Start

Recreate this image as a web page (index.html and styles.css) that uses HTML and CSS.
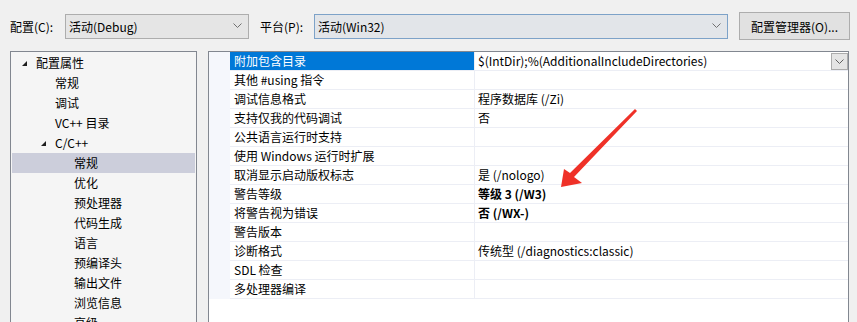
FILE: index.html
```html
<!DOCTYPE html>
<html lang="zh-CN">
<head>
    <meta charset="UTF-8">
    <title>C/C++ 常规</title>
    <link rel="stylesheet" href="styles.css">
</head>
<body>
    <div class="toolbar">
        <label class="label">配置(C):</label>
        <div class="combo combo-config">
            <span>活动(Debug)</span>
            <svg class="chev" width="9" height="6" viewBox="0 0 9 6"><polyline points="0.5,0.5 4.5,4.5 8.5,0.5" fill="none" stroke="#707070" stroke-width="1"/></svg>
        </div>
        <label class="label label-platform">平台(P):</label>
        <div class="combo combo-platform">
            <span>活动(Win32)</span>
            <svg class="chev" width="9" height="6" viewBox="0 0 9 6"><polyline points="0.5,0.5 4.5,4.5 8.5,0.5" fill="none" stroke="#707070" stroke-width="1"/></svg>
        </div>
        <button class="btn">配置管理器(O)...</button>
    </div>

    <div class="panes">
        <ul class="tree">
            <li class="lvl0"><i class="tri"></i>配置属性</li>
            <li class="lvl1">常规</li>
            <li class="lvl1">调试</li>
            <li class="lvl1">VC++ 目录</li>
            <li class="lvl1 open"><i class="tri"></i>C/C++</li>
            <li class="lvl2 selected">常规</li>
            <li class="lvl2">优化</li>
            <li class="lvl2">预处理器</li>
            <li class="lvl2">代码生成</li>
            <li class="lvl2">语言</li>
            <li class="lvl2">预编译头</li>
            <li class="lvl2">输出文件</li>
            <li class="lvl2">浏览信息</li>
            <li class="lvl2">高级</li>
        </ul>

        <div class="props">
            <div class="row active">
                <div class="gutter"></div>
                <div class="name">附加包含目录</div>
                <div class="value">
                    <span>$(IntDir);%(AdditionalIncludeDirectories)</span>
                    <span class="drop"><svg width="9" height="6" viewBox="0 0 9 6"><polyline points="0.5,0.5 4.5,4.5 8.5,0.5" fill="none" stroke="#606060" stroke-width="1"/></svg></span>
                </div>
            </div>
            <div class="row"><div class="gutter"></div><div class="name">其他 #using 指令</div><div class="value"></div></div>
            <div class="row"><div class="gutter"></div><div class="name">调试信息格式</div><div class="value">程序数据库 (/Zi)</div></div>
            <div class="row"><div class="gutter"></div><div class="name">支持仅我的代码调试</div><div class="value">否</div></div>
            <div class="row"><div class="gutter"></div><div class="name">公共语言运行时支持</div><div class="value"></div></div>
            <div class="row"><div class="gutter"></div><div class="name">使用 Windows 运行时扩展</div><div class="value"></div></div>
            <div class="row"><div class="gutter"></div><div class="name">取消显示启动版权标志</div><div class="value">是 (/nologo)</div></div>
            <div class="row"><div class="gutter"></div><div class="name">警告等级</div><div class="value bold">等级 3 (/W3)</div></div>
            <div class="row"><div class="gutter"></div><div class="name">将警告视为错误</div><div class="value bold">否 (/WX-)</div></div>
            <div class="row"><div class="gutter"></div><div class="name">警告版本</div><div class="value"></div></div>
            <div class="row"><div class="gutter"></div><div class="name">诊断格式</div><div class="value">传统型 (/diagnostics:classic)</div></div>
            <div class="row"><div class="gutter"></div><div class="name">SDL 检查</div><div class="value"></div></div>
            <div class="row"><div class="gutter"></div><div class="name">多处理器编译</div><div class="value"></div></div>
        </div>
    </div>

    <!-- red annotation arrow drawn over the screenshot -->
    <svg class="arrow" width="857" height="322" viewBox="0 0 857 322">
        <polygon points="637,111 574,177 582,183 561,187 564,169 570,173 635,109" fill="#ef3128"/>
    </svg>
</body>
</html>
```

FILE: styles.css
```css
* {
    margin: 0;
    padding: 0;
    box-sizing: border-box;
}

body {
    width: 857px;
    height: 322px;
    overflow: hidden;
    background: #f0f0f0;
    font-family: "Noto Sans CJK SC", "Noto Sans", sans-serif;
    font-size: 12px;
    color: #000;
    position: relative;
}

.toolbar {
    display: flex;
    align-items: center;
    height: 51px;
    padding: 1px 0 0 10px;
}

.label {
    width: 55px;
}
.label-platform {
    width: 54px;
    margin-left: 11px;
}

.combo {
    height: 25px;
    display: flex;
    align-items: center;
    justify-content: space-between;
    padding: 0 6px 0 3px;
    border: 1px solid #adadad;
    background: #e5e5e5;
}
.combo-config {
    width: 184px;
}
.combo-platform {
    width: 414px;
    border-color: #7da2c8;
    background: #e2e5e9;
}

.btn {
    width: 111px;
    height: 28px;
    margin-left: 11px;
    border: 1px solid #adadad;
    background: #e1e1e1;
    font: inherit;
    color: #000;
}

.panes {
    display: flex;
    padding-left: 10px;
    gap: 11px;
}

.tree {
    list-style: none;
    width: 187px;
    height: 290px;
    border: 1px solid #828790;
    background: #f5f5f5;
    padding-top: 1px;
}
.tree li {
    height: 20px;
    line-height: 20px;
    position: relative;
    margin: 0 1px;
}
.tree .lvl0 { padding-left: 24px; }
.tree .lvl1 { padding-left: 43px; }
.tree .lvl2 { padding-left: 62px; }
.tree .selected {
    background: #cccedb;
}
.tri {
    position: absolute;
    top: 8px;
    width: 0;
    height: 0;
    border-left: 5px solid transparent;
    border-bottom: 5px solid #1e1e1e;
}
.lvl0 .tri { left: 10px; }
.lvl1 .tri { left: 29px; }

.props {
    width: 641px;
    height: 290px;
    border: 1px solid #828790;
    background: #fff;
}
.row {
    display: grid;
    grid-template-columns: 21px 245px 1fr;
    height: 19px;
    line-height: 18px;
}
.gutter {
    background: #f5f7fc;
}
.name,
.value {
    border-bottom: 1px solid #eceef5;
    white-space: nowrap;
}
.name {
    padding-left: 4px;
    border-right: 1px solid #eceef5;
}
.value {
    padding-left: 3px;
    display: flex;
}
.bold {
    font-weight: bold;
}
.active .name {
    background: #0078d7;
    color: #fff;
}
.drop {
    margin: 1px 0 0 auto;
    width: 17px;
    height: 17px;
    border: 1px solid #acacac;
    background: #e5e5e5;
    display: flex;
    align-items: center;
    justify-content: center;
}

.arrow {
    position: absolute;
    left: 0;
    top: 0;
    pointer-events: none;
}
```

End

Using the material above, gather every line that includes "index".

Recreate this image as a web page (index.html and styles.css) that uses HTML and CSS.
FILE: index.html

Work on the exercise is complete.